## WHAT TO PRODUCE
Filter the data below for the string "index" and copy each matching line.

(Rows from a dataset of pages and code)
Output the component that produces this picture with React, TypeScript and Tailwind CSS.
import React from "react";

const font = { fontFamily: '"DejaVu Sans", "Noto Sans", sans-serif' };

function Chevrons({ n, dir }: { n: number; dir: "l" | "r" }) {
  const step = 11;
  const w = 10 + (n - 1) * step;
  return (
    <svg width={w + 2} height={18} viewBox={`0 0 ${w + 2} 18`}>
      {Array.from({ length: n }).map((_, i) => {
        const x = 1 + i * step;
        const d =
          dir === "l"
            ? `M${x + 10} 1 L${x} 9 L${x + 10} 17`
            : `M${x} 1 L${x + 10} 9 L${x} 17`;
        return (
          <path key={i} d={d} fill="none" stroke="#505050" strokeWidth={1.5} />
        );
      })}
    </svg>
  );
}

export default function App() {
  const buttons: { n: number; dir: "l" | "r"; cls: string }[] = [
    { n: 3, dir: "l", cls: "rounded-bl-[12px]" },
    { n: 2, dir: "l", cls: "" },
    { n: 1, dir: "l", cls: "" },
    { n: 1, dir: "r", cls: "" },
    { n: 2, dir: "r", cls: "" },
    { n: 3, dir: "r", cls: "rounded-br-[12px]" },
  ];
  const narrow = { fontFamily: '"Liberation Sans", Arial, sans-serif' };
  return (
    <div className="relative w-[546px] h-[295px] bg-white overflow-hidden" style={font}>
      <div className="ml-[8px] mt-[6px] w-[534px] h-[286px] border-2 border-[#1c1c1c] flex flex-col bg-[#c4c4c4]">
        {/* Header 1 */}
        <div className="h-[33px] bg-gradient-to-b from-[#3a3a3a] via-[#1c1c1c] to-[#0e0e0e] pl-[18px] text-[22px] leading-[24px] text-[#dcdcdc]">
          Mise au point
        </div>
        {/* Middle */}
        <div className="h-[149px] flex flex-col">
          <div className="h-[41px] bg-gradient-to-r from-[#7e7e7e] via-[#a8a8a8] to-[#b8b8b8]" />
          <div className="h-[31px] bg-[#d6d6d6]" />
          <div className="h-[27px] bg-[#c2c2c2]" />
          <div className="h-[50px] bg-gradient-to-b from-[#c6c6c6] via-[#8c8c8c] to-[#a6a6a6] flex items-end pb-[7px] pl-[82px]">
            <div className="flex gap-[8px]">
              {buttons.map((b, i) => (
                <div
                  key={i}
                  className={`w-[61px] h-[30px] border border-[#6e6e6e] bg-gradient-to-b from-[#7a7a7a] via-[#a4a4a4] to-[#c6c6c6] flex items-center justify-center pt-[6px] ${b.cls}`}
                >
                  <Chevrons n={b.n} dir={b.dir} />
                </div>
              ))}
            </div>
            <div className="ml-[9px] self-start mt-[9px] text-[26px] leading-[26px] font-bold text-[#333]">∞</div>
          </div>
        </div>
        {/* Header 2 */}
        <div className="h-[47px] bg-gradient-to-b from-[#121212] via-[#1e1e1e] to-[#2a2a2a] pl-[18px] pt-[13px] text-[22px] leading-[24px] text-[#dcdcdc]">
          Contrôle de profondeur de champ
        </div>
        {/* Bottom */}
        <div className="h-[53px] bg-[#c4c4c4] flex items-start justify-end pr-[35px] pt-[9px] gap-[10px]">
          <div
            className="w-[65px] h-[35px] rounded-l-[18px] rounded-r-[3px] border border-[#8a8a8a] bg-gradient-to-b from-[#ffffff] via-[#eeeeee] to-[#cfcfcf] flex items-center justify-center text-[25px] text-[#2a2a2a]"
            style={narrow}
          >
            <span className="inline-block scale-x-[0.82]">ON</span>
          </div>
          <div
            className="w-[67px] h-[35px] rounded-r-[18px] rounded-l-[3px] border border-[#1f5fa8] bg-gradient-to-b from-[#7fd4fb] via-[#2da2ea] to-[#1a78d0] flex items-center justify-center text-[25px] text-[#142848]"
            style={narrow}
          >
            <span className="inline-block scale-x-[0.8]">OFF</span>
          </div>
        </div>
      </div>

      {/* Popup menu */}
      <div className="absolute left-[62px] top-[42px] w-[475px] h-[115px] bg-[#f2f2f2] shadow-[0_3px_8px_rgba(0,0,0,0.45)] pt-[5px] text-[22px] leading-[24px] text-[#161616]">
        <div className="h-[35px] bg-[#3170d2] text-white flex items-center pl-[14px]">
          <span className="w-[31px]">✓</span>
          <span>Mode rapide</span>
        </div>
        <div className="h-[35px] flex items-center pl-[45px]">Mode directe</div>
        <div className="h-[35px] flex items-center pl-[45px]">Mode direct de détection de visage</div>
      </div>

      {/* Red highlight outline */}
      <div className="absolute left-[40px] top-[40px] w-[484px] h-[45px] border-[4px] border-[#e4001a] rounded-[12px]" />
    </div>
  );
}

...

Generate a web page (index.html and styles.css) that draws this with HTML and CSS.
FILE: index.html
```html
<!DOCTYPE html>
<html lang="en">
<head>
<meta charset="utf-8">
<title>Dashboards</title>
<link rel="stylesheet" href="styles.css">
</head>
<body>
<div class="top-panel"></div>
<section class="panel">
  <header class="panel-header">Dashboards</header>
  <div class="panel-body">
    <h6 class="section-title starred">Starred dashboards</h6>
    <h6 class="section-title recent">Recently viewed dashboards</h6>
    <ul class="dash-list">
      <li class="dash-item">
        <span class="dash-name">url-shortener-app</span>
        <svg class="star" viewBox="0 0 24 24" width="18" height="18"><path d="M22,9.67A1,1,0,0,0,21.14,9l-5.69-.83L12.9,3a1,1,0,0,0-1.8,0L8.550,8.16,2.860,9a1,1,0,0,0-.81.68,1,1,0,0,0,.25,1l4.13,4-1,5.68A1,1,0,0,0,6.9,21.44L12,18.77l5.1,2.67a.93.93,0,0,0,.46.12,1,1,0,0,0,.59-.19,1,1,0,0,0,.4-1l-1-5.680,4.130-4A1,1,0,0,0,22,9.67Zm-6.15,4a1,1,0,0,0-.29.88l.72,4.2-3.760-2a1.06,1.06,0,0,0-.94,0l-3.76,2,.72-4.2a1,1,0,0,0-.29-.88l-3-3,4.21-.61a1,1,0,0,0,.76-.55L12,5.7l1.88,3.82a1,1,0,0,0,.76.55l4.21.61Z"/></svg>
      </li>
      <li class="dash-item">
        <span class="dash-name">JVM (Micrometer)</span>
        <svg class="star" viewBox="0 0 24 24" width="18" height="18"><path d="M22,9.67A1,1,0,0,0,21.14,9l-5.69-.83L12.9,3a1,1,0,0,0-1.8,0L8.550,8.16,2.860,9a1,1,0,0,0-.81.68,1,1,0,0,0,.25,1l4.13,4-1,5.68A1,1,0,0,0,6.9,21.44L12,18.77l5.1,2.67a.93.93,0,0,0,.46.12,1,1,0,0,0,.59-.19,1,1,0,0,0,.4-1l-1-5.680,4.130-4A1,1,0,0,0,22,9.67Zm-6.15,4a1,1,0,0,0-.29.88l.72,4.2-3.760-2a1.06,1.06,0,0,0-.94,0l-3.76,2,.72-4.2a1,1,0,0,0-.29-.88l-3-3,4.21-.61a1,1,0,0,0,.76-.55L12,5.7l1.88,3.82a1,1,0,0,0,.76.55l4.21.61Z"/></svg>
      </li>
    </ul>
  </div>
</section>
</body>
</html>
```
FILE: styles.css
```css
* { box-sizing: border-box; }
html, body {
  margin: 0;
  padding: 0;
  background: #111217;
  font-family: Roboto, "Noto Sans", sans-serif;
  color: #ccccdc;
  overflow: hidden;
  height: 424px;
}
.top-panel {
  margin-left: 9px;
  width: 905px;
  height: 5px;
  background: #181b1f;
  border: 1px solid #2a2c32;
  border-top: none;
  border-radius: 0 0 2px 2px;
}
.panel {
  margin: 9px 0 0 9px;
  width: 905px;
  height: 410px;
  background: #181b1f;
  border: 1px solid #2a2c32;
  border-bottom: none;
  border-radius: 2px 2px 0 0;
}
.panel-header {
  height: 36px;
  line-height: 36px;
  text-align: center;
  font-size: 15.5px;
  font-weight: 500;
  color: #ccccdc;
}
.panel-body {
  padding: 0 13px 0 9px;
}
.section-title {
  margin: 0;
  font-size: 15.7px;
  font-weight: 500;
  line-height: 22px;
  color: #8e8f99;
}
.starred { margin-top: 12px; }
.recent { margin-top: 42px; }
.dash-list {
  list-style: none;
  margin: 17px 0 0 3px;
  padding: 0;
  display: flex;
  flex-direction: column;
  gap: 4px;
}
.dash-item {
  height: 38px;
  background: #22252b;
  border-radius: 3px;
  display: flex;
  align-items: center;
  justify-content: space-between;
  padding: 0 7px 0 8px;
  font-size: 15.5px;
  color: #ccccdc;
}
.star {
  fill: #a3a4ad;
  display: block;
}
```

## SOLUTION FOR THIS EXERCISE
Generate a web page (index.html and styles.css) that draws this with HTML and CSS.
FILE: index.html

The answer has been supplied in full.